━━━━━ Data shown

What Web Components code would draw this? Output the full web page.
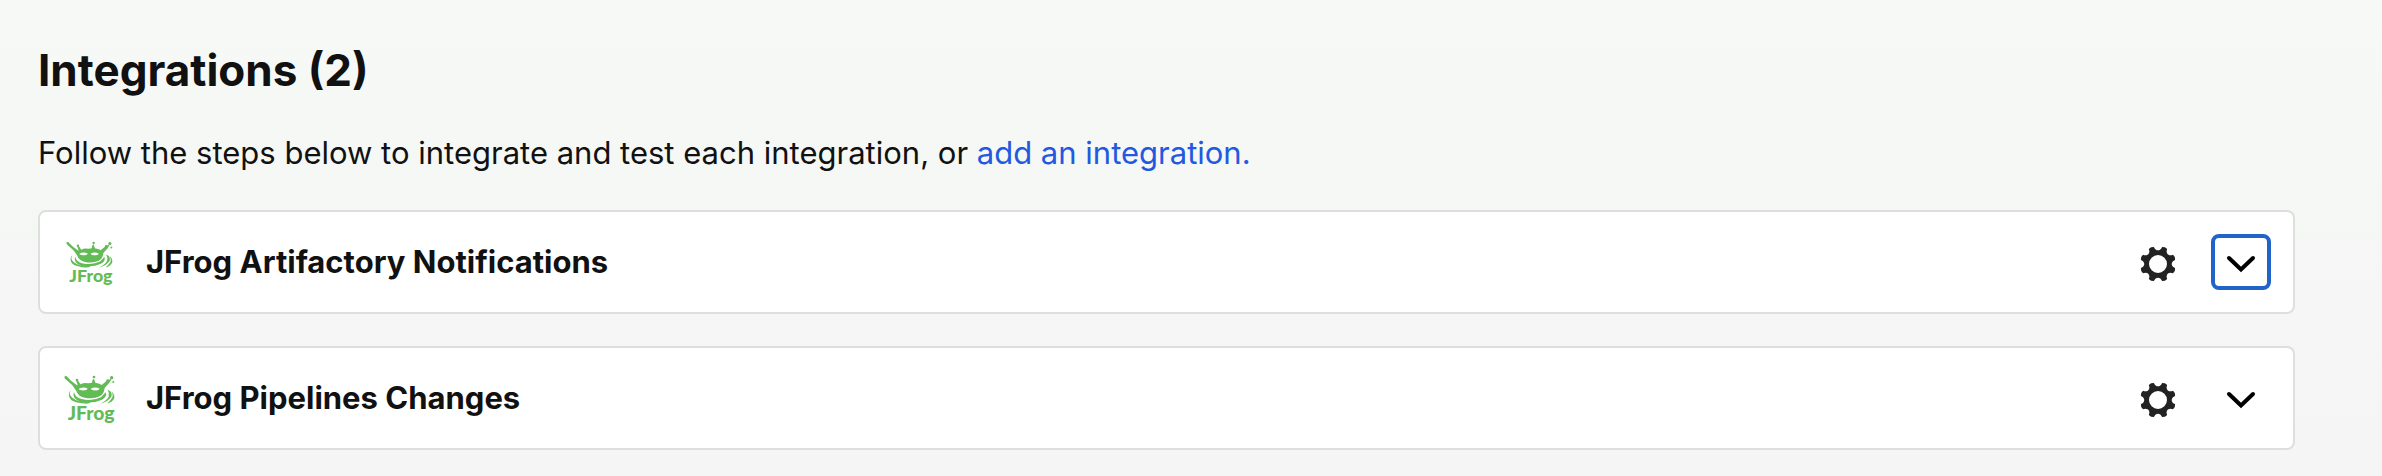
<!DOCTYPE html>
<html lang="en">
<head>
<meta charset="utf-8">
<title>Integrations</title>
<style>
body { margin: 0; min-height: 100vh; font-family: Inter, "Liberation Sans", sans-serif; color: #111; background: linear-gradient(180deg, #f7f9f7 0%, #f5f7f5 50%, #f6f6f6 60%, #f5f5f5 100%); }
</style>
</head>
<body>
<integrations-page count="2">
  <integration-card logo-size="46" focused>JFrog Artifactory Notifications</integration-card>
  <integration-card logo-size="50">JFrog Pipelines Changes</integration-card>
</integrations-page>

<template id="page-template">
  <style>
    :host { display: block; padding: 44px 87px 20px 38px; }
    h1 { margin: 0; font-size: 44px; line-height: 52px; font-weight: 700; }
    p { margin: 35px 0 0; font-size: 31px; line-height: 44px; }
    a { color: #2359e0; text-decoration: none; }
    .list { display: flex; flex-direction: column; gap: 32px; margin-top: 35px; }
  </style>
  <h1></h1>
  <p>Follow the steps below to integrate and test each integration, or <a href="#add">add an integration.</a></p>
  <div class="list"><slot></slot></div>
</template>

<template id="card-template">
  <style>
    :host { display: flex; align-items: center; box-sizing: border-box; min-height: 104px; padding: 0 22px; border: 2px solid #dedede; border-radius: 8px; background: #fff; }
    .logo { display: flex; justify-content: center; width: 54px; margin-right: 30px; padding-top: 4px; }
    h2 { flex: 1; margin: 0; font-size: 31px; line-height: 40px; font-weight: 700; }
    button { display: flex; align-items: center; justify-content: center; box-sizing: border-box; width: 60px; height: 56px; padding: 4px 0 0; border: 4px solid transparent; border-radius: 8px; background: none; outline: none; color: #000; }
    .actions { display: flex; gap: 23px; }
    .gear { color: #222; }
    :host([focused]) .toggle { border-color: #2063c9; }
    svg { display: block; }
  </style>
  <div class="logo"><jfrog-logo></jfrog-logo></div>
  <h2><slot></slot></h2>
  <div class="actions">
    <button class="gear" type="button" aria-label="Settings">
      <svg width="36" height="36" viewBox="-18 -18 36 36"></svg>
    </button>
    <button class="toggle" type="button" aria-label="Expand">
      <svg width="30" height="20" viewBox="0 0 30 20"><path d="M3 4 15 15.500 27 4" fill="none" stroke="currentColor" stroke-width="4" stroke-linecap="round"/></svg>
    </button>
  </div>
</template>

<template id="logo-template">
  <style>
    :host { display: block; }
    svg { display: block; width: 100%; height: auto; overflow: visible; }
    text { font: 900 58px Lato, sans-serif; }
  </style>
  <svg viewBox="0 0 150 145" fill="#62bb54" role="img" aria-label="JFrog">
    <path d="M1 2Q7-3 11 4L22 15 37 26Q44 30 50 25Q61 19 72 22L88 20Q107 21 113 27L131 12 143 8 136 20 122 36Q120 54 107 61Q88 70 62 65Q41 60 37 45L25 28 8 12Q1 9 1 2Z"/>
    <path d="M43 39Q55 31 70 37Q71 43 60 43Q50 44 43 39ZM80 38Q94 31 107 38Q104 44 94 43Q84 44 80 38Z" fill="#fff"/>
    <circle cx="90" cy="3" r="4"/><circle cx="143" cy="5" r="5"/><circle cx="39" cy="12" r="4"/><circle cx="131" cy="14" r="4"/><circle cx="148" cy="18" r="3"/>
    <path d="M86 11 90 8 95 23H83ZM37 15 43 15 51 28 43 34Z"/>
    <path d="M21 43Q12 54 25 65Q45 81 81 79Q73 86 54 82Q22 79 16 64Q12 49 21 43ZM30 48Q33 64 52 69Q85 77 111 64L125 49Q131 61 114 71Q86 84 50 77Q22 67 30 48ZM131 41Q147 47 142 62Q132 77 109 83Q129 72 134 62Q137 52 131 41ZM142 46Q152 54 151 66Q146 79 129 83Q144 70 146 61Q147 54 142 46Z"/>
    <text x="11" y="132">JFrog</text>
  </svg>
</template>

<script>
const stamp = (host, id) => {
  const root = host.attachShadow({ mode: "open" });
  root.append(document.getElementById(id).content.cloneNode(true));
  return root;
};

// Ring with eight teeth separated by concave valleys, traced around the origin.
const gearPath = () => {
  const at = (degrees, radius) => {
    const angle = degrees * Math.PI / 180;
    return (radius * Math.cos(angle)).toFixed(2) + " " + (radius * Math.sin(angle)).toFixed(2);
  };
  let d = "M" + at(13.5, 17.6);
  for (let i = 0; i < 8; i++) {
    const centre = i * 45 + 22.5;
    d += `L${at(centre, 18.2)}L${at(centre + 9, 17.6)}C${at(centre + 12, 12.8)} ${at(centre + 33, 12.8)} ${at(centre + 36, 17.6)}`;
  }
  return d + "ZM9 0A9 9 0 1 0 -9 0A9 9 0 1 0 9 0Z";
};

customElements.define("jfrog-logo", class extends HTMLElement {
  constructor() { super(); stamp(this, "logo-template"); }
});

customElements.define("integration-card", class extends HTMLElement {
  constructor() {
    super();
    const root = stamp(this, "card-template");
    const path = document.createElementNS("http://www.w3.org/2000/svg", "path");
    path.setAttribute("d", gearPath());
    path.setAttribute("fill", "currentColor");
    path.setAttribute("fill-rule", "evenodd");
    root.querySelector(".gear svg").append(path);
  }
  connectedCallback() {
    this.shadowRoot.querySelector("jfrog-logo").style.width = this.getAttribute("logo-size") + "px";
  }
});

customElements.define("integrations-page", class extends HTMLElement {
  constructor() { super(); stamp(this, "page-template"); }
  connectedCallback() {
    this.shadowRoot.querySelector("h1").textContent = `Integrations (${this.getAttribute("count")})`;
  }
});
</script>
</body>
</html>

━━━━━━━━━━

◆ **Stated problem**
Except for the pictures, reproduce every line exactly.

◆ **The output**
What Web Components code would draw this? Output the full web page.
<!DOCTYPE html>
<html lang="en">
<head>
<meta charset="utf-8">
<title>Integrations</title>
<style>
body { margin: 0; min-height: 100vh; font-family: Inter, "Liberation Sans", sans-serif; color: #111; background: linear-gradient(180deg, #f7f9f7 0%, #f5f7f5 50%, #f6f6f6 60%, #f5f5f5 100%); }
</style>
</head>
<body>
<integrations-page count="2">
  <integration-card logo-size="46" focused>JFrog Artifactory Notifications</integration-card>
  <integration-card logo-size="50">JFrog Pipelines Changes</integration-card>
</integrations-page>

<template id="page-template">
  <style>
    :host { display: block; padding: 44px 87px 20px 38px; }
    h1 { margin: 0; font-size: 44px; line-height: 52px; font-weight: 700; }
    p { margin: 35px 0 0; font-size: 31px; line-height: 44px; }
    a { color: #2359e0; text-decoration: none; }
    .list { display: flex; flex-direction: column; gap: 32px; margin-top: 35px; }
  </style>
  <h1></h1>
  <p>Follow the steps below to integrate and test each integration, or <a href="#add">add an integration.</a></p>
  <div class="list"><slot></slot></div>
</template>

<template id="card-template">
  <style>
    :host { display: flex; align-items: center; box-sizing: border-box; min-height: 104px; padding: 0 22px; border: 2px solid #dedede; border-radius: 8px; background: #fff; }
    .logo { display: flex; justify-content: center; width: 54px; margin-right: 30px; padding-top: 4px; }
    h2 { flex: 1; margin: 0; font-size: 31px; line-height: 40px; font-weight: 700; }
    button { display: flex; align-items: center; justify-content: center; box-sizing: border-box; width: 60px; height: 56px; padding: 4px 0 0; border: 4px solid transparent; border-radius: 8px; background: none; outline: none; color: #000; }
    .actions { display: flex; gap: 23px; }
    .gear { color: #222; }
    :host([focused]) .toggle { border-color: #2063c9; }
    svg { display: block; }
  </style>
  <div class="logo"><jfrog-logo></jfrog-logo></div>
  <h2><slot></slot></h2>
  <div class="actions">
    <button class="gear" type="button" aria-label="Settings">
      <svg width="36" height="36" viewBox="-18 -18 36 36"></svg>
    </button>
    <button class="toggle" type="button" aria-label="Expand">
      <svg width="30" height="20" viewBox="0 0 30 20"><path d="M3 4 15 15.500 27 4" fill="none" stroke="currentColor" stroke-width="4" stroke-linecap="round"/></svg>
    </button>
  </div>
</template>

<template id="logo-template">
  <style>
    :host { display: block; }
    svg { display: block; width: 100%; height: auto; overflow: visible; }
    text { font: 900 58px Lato, sans-serif; }
  </style>
  <svg viewBox="0 0 150 145" fill="#62bb54" role="img" aria-label="JFrog">
    <path d="M1 2Q7-3 11 4L22 15 37 26Q44 30 50 25Q61 19 72 22L88 20Q107 21 113 27L131 12 143 8 136 20 122 36Q120 54 107 61Q88 70 62 65Q41 60 37 45L25 28 8 12Q1 9 1 2Z"/>
    <path d="M43 39Q55 31 70 37Q71 43 60 43Q50 44 43 39ZM80 38Q94 31 107 38Q104 44 94 43Q84 44 80 38Z" fill="#fff"/>
    <circle cx="90" cy="3" r="4"/><circle cx="143" cy="5" r="5"/><circle cx="39" cy="12" r="4"/><circle cx="131" cy="14" r="4"/><circle cx="148" cy="18" r="3"/>
    <path d="M86 11 90 8 95 23H83ZM37 15 43 15 51 28 43 34Z"/>
    <path d="M21 43Q12 54 25 65Q45 81 81 79Q73 86 54 82Q22 79 16 64Q12 49 21 43ZM30 48Q33 64 52 69Q85 77 111 64L125 49Q131 61 114 71Q86 84 50 77Q22 67 30 48ZM131 41Q147 47 142 62Q132 77 109 83Q129 72 134 62Q137 52 131 41ZM142 46Q152 54 151 66Q146 79 129 83Q144 70 146 61Q147 54 142 46Z"/>
    <text x="11" y="132">JFrog</text>
  </svg>
</template>

<script>
const stamp = (host, id) => {
  const root = host.attachShadow({ mode: "open" });
  root.append(document.getElementById(id).content.cloneNode(true));
  return root;
};

// Ring with eight teeth separated by concave valleys, traced around the origin.
const gearPath = () => {
  const at = (degrees, radius) => {
    const angle = degrees * Math.PI / 180;
    return (radius * Math.cos(angle)).toFixed(2) + " " + (radius * Math.sin(angle)).toFixed(2);
  };
  let d = "M" + at(13.5, 17.6);
  for (let i = 0; i < 8; i++) {
    const centre = i * 45 + 22.5;
    d += `L${at(centre, 18.2)}L${at(centre + 9, 17.6)}C${at(centre + 12, 12.8)} ${at(centre + 33, 12.8)} ${at(centre + 36, 17.6)}`;
  }
  return d + "ZM9 0A9 9 0 1 0 -9 0A9 9 0 1 0 9 0Z";
};

customElements.define("jfrog-logo", class extends HTMLElement {
  constructor() { super(); stamp(this, "logo-template"); }
});

customElements.define("integration-card", class extends HTMLElement {
  constructor() {
    super();
    const root = stamp(this, "card-template");
    const path = document.createElementNS("http://www.w3.org/2000/svg", "path");
    path.setAttribute("d", gearPath());
    path.setAttribute("fill", "currentColor");
    path.setAttribute("fill-rule", "evenodd");
    root.querySelector(".gear svg").append(path);
  }
  connectedCallback() {
    this.shadowRoot.querySelector("jfrog-logo").style.width = this.getAttribute("logo-size") + "px";
  }
});

customElements.define("integrations-page", class extends HTMLElement {
  constructor() { super(); stamp(this, "page-template"); }
  connectedCallback() {
    this.shadowRoot.querySelector("h1").textContent = `Integrations (${this.getAttribute("count")})`;
  }
});
</script>
</body>
</html>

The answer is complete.